There’s a moment where our eyes meet. We both seem to be pondering whether to bring up the accident, but the point becomes moot when Missy instead says, “So…how was Las Vegas?”

“It was good.” I lean against the side of my car, preparing to spend some time catching up. Truthfully, I’m happy to see Missy, and I’m relieved she’s all right.

Glancing around, brow creasing, Missy asks, “Hey, where is Chase? Is he not working today?”

“Uh, actually…” I clear my throat. “He’s not here. He decided to stay an extra week out west.”

Missy shoots me a look of concern. “Is everything okay, Kay?”

“Yes, yes, everything is fine.” I wave my hand in the air dismissively. “Will just wanted a little extra time with his brother, that’s all. And, well, I knew I’d be busy here with the first week of school.”

Missy nods and replies, “Oh, that’s good,” but I can tell that her hearing Will’s name is a reminder of his friend, Jared.

Jared was the one who ran into Missy’s car, with his parent-funded Jaguar. Sadly, Missy’s cheap little car was no match. Jared walked away unharmed, but Missy…well, she didn’t fare so well.

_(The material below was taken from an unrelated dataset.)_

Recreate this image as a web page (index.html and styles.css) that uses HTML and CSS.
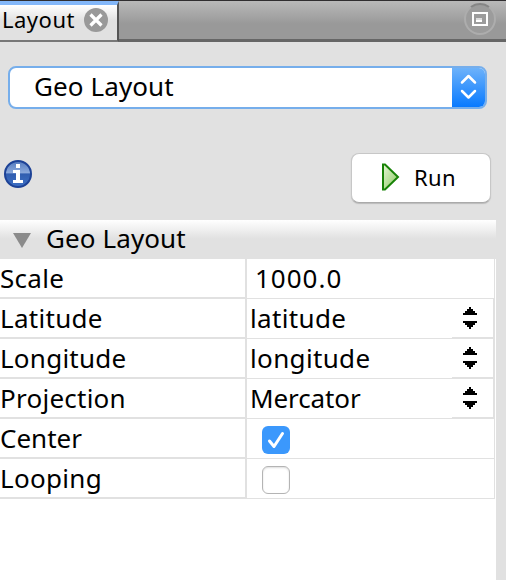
FILE: index.html
```html
<!DOCTYPE html>
<html lang="en">
<head>
<meta charset="utf-8">
<title>Layout</title>
<link rel="stylesheet" href="styles.css">
</head>
<body>
<header class="tabbar">
  <div class="tab"><span class="tab-label">Layout</span>
    <svg class="close" width="24" height="24" viewBox="0 0 24 24"><circle cx="12" cy="12" r="12" fill="#999"/><path d="M6.5 6.5l11 11M17.5 6.5l-11 11" stroke="#fff" stroke-width="3.2"/></svg>
  </div>
  <svg class="minimize" width="32" height="32" viewBox="0 0 32 32"><circle cx="16" cy="16" r="15" fill="#9c9c9c" stroke="#adadad" stroke-width="2"/><path d="M7 4A15 15 0 0 1 25 4" fill="none" stroke="#858585" stroke-width="2"/><rect x="9" y="10" width="14" height="12" fill="none" stroke="#fff" stroke-width="2"/><path d="M12 15h6v4h-6z" fill="#fff"/><path d="M12 15h6v2h-6z" fill="#ddd"/></svg>
</header>
<div class="select"><span class="select-label">Geo Layout</span>
  <span class="select-button"><svg width="34" height="42" viewBox="0 0 34 42"><path d="M10 17.5l6.5-6.5 6.5 6.5M10 26l6.5 6.5L23 26" fill="none" stroke="#fff" stroke-width="2.5" stroke-linecap="round" stroke-linejoin="round"/></svg></span>
</div>
<div class="actions">
  <svg class="info" width="30" height="30" viewBox="0 0 30 30"><defs><linearGradient id="blue" x2="0" y2="1"><stop offset="0" stop-color="#5279bd"/><stop offset=".45" stop-color="#8ba9dc"/><stop offset=".5" stop-color="#315eb0"/><stop offset="1" stop-color="#3d70c4"/></linearGradient></defs><circle cx="15" cy="15" r="13" fill="url(#blue)" stroke="#1d4296" stroke-width="2"/><path d="M13 5h4v4h-4zM10 11h7v10h3v3H10v-3h3v-7h-3z" fill="#fff"/></svg>
  <button class="run"><svg width="18" height="28" viewBox="0 0 18 28"><defs><linearGradient id="green" x2="1" y2="1"><stop offset="0" stop-color="#e5f6d5"/><stop offset="1" stop-color="#8bca61"/></linearGradient></defs><path d="M1 1.5h2L16 14 3 26.5H1z" fill="url(#green)" stroke="#188307" stroke-width="2"/></svg><span>Run</span></button>
</div>
<main class="panel">
  <div class="section"><svg class="disclosure" width="18" height="15" viewBox="0 0 18 15"><path d="M0 0h18L9 15z" fill="#8b8b8b"/></svg><span class="geo">Geo Layout</span></div>
  <div class="row"><div class="name"><span class="scale">Scale</span></div><div class="value number"><span class="amount">1000.0</span></div></div>
  <div class="row"><div class="name"><span class="latitude">Latitude</span></div><div class="value choice"><span class="latitude-value">latitude</span><span class="stepper"><svg width="14" height="22" viewBox="0 0 14 22" shape-rendering="crispEdges"><path d="M0 8V6h2V4h2V2h2V0h2v2h2v2h2v2h2v2zM0 14h14v2h-2v2h-2v2H8v2H6v-2H4v-2H2v-2H0z"/></svg></span></div></div>
  <div class="row"><div class="name"><span class="longitude">Longitude</span></div><div class="value choice"><span class="longitude-value">longitude</span><span class="stepper"><svg width="14" height="22" viewBox="0 0 14 22" shape-rendering="crispEdges"><path d="M0 8V6h2V4h2V2h2V0h2v2h2v2h2v2h2v2zM0 14h14v2h-2v2h-2v2H8v2H6v-2H4v-2H2v-2H0z"/></svg></span></div></div>
  <div class="row"><div class="name"><span class="projection">Projection</span></div><div class="value choice"><span class="mercator">Mercator</span><span class="stepper"><svg width="14" height="22" viewBox="0 0 14 22" shape-rendering="crispEdges"><path d="M0 8V6h2V4h2V2h2V0h2v2h2v2h2v2h2v2zM0 14h14v2h-2v2h-2v2H8v2H6v-2H4v-2H2v-2H0z"/></svg></span></div></div>
  <div class="row"><div class="name"><span class="center">Center</span></div><div class="value check"><span class="box checked"><svg width="28" height="28" viewBox="0 0 28 28"><path d="M7.5 15l4.5 5.5L20.5 7.5" fill="none" stroke="#fff" stroke-width="3" stroke-linecap="round" stroke-linejoin="round"/></svg></span></div></div>
  <div class="row"><div class="name"><span class="looping">Looping</span></div><div class="value check"><span class="box"></span></div></div>
</main>
</body>
</html>
```
FILE: styles.css
```css
* { box-sizing: border-box; }
body {
  margin: 0;
  width: 506px;
  height: 580px;
  overflow: hidden;
  background: #e1e1e1;
  color: #000;
  font: 26px/38px "Lucida Grande", "Noto Sans", sans-serif;
}
svg { display: block; flex: none; }
span { white-space: nowrap; }
.tabbar {
  height: 42px;
  display: flex;
  justify-content: space-between;
  border-top: 1px solid #302e30;
  border-bottom: 3px solid #666;
  background: linear-gradient(#b9b9b9, #999 60%, #999);
}
.tab {
  display: flex;
  width: 119px;
  height: 41px;
  padding-left: 2px;
  border-top: 4px solid #83b7f9;
  border-right: 2px solid #555;
  border-bottom: 2px solid #777;
  background: linear-gradient(#fff, #e1e1e1 45%);
  font-size: 22px;
  line-height: 28px;
}
.tab-label { width: 82px; letter-spacing: 0.5px; }
.close { margin-top: 3px; }
.minimize { margin: 2px 10px 0 0; }
.select {
  display: flex;
  justify-content: space-between;
  width: 479px;
  height: 43px;
  margin: 24px 0 0 8px;
  border: 2px solid #76aeeb;
  border-radius: 8px;
  background: #fff;
  overflow: hidden;
}
.select-label { padding-left: 24px; letter-spacing: 0.1px; line-height: 36px; }
.select-button { width: 33px; background: linear-gradient(#6db2fa, #087aff); }
.select-button svg { margin-top: -3px; }
.actions {
  display: flex;
  justify-content: space-between;
  height: 67px;
  margin-top: 44px;
  padding-right: 15px;
}
.info { margin: 6px 0 0 3px; }
.run {
  display: flex;
  width: 140px;
  height: 50px;
  padding: 9px 0 0 30px;
  border: 1px solid #c7c7c7;
  border-bottom-color: #aaa;
  border-radius: 8px;
  background: #fff;
  box-shadow: 0 1px 1px #bbb;
  color: #000;
  font: 22px/28px "Lucida Grande", "Noto Sans", sans-serif;
}
.run span { margin-left: 14px; letter-spacing: 0.3px; }
.panel { width: 496px; height: 360px; background: #fff; }
.section {
  display: flex;
  height: 39px;
  padding-left: 13px;
  background: linear-gradient(#fff, #e1e1e1 48%);
  line-height: 36px;
}
.disclosure { margin: 13px 15px 0 0; }
.geo { letter-spacing: 0.1px; }
.row { display: flex; width: 495px; height: 40px; }
.name {
  width: 247px;
  border-right: 2px solid #e1e1e1;
  border-bottom: 2px solid #e1e1e1;
}
.scale, .latitude, .looping { letter-spacing: 0.3px; }
.longitude, .projection { letter-spacing: 0.25px; }
.latitude-value, .longitude-value { letter-spacing: 0.35px; }
.amount { letter-spacing: 1px; }
.mercator { letter-spacing: -0.1px; }
.value {
  display: flex;
  justify-content: space-between;
  width: 248px;
  padding: 0 0 0 3px;
  border-right: 1px solid #e1e1e1;
  border-bottom: 1px solid #e1e1e1;
}
.choice { border-right-width: 2px; }
.number { padding-left: 8px; }
.stepper {
  width: 41px;
  padding: 8px 0 0 11px;
  border-bottom: 1px solid #e1e1e1;
}
.check { padding-left: 15px; }
.box {
  width: 28px;
  height: 28px;
  margin-top: 7px;
  border: 1px solid #b4b4b4;
  border-radius: 6px;
  box-shadow: inset 0 1px 2px #ddd;
}
.checked { border: 0; background: #3b98fc; box-shadow: none; }
```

Quietly, I ask her how she’s been, like how she’s
really
been.

“I really am okay, Kay,” she insists. “I’ve accepted what happened if that’s what you’re wondering.”

“That’s good, I guess,” I quietly reply.

“It is,” she says. “But Kay, can I tell you something?”

“Yes, absolutely.”

“I haven’t had to go through all of this alone. Someone, someone you’d never expect, has been a great help.”

Curious, I raise a brow. “Oh? Who’s been helping you?’

Missy smiles surreptitiously. Whoever it is, he or she is making her happy.

“Believe it or not,” she says, at last, “Nick has come back into my life. He’s really been there for me, and it’s made a world of difference.”

Well, he was the father
, I think.

“That’s great Nick has been there for you,” I say, truly happy for Missy. “He’s a good guy.”